Instructions for the task. Find the string "component" in the entries and copy each line that has it.

Exercise input.
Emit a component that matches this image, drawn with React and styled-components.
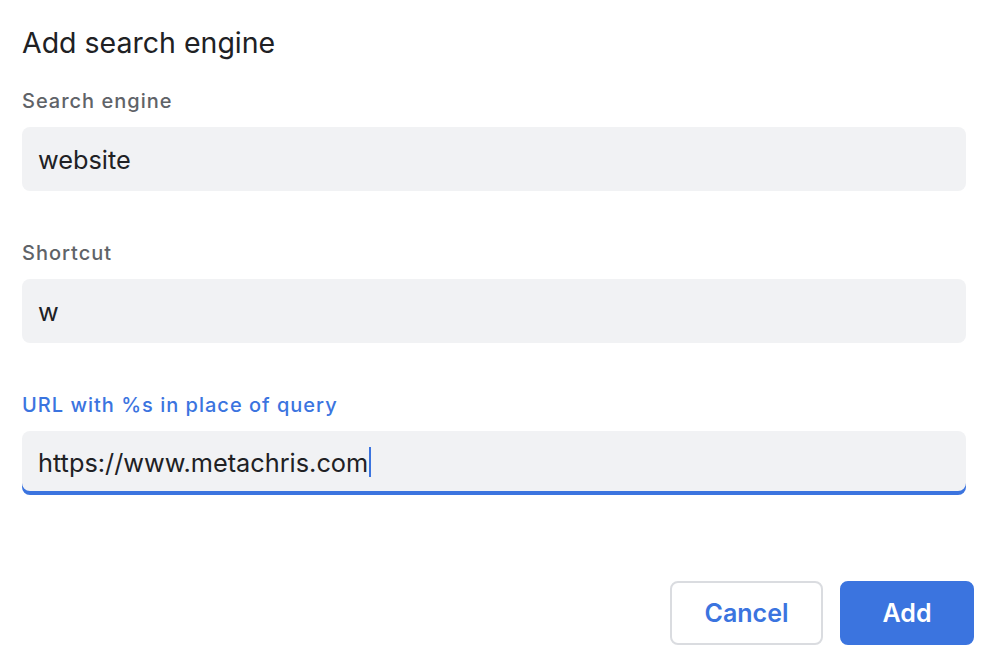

==

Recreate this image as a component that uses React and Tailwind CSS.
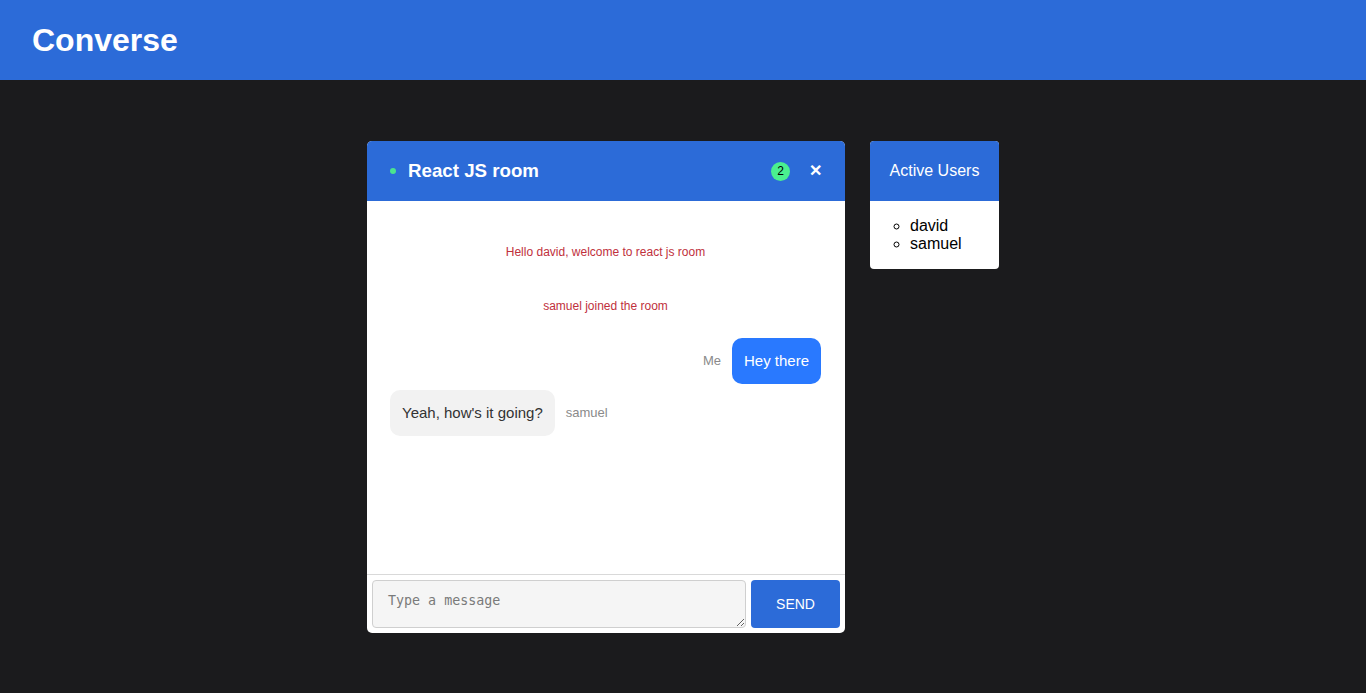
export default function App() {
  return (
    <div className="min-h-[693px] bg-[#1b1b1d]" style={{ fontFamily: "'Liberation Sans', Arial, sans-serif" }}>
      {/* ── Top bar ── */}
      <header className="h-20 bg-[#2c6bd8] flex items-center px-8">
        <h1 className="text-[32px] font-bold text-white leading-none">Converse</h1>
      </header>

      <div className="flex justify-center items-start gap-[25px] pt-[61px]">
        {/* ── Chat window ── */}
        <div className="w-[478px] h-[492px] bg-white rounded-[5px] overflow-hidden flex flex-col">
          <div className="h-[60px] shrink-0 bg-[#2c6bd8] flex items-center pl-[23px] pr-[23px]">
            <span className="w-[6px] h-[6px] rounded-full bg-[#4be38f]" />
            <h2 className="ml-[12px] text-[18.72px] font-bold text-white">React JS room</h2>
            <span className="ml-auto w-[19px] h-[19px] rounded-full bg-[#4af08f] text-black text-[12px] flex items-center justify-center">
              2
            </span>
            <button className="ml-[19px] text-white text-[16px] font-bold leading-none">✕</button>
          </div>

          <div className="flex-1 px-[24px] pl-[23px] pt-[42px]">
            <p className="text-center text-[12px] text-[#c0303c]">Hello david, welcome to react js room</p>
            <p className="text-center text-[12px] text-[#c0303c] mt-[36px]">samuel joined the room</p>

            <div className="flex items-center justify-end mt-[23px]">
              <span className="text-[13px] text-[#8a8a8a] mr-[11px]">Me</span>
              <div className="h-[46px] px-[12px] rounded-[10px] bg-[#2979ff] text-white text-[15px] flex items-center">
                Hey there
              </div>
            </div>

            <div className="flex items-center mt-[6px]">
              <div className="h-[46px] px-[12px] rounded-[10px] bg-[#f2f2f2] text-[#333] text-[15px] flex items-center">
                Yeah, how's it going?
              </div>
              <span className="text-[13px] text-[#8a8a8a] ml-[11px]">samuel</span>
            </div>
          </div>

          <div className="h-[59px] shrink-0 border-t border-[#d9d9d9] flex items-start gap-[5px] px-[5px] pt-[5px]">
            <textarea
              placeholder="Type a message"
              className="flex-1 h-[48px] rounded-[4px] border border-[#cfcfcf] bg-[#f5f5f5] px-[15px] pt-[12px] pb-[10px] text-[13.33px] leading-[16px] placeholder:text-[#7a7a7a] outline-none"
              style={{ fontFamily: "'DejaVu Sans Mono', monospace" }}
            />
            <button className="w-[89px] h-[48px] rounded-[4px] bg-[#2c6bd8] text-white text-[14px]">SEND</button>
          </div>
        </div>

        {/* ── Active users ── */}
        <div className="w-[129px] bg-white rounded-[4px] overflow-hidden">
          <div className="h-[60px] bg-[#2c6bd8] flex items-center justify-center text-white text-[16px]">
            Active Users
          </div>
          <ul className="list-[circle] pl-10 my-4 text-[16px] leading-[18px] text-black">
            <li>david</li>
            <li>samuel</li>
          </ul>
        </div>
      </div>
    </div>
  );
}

The completed task.
Emit a component that matches this image, drawn with React and styled-components.
Recreate this image as a component that uses React and Tailwind CSS.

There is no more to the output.